“Il virus, che ancora oggi sta contagiando il mondo, ci ha fatto scoprire chi siamo davvero donne e uomini fragili, poco preparati ad affrontare le avversità, a rispondere adeguatamente e in tempi brevi alle catastrofi, anche se molto avanzati nella conoscenza scientifica. Più volte in questi mesi siamo stati tutti richiamati al senso di responsabilità che dovrebbe essere patrimonio di ogni persona”. Lo ha ricordato, ieri sera, mons. Michele Seccia, arcivescovo di Lecce, nel messaggio alla città, in occasione della solennità dei santi patroni Oronzo, Giusto e Fortunato. Il presule rivolge un appello ai giovani: “Ragazzi miei, non vi chiedo di rinunciare al divertimento. Vi invito invece a divertirvi senza rischiare, senza essere un pericolo per voi stessi e per i vostri amici. Siate fecondi collaboratori di un dialogo che va oltre il rispetto delle norme e oltre ogni sterile moralismo. Io stesso sono il primo ad accettare le critiche ma vorrei anche essere il primo a ricordarvi da padre che nessuno di noi oggi è fuori pericolo. Le immagini delle bare sui carri militari, le storie dei medici, degli operatori sanitari e dei sacerdoti che ci hanno lasciato nei mesi scorsi, solo perché ‘colpevoli’ di aver fatto il proprio dovere, appartengono ad una triste parentesi della nostra vita a cui manca la parola fine. Perché dobbiamo continuare a scrivere racconti di dolore, di paura, di morte?”.

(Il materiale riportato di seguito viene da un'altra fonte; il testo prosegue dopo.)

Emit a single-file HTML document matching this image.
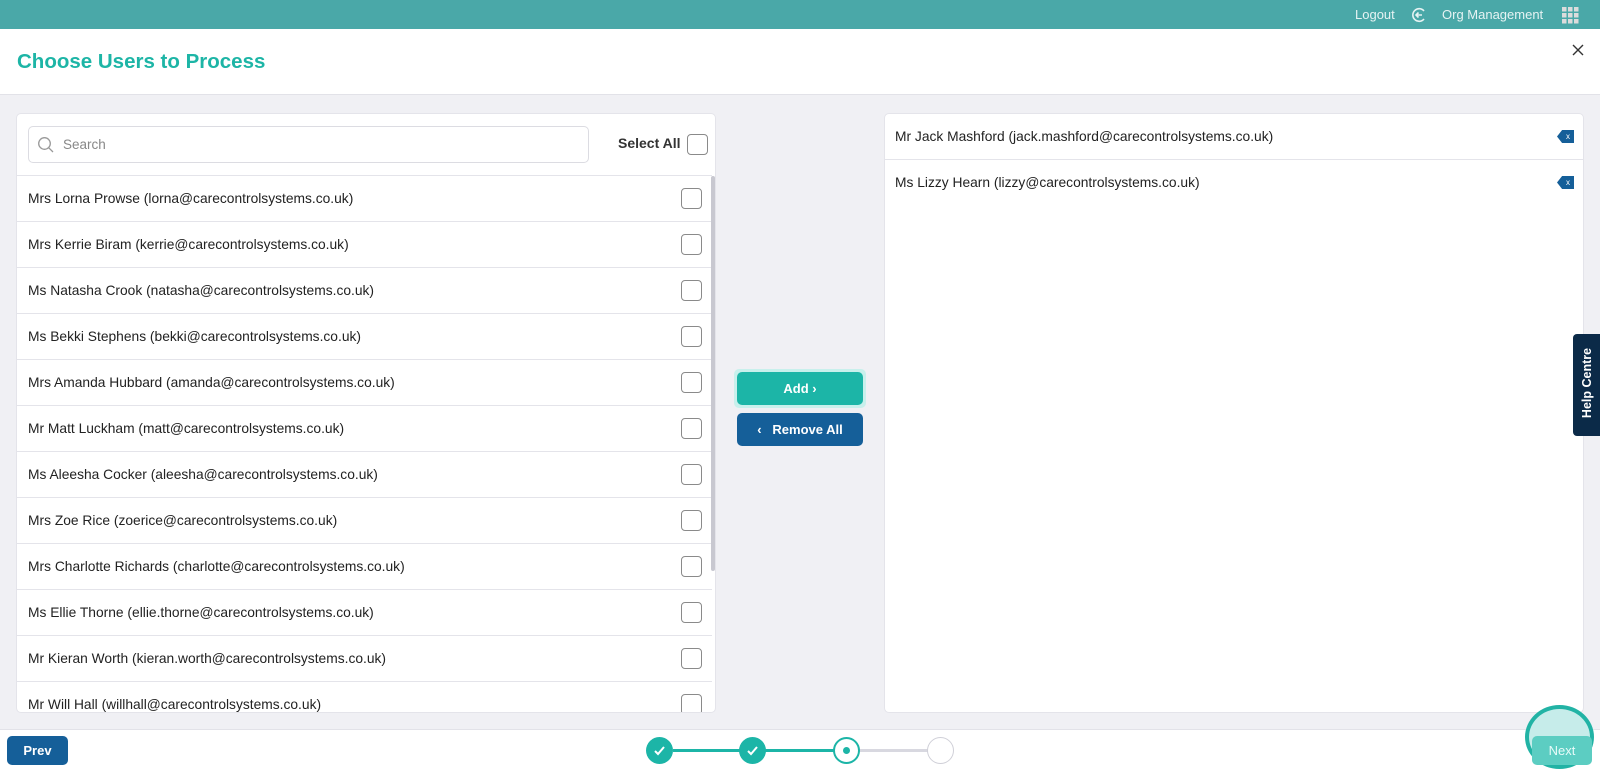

Un richiamo anche ad adulti, laici e consacrati, a “recuperare credibilità e verità”. “Siamo davvero pronti ad educare i nostri ragazzi ai valori della libertà e della corresponsabilità?”, si chiede l’arcivescovo, che non nasconde la sua “preoccupazione”: “Non abbiamo molti alleati: le famiglie spesso in crisi o disgregate – anche a causa di condizioni sociali disastrose – non hanno né il tempo, né la forza di educare ai valori. Per non parlare della politica che diventa ogni giorno di più un vuoto contenitore di slogan. Mi sembra, a volte, che siano in aumento sempre di più i seminatori della divisione e che, invece, diminuiscano i ‘contadini’ bravi a rassodare il terreno delle coscienze. E anche le nostre comunità cristiane hanno perduto l’appeal necessario per attirare i giovani alla vita buona del Vangelo. Di questo come Chiesa di Lecce, preti e laici, dovremmo assumerci tutte le responsabilità del caso e provare ad invertire la rotta”.
Mons. Seccia riflette: “Se la pandemia non è servita a farci cambiare prospettiva, insegnandoci l’essenzialità della vita, sarà stata un’esperienza inutile, un tempo semplicemente da cancellare. Invece no, anche la pandemia potrà diventare provvidenza se saremo capaci, una volta per tutte, di cogliere i segni dei tempi per diventare migliori. Quando sarà passata, oltre a rimanere nella nostra memoria come un brutto ricordo, sarebbe utile che restasse pure come un’esperienza di conversione dell’uomo e del credente che è in noi”.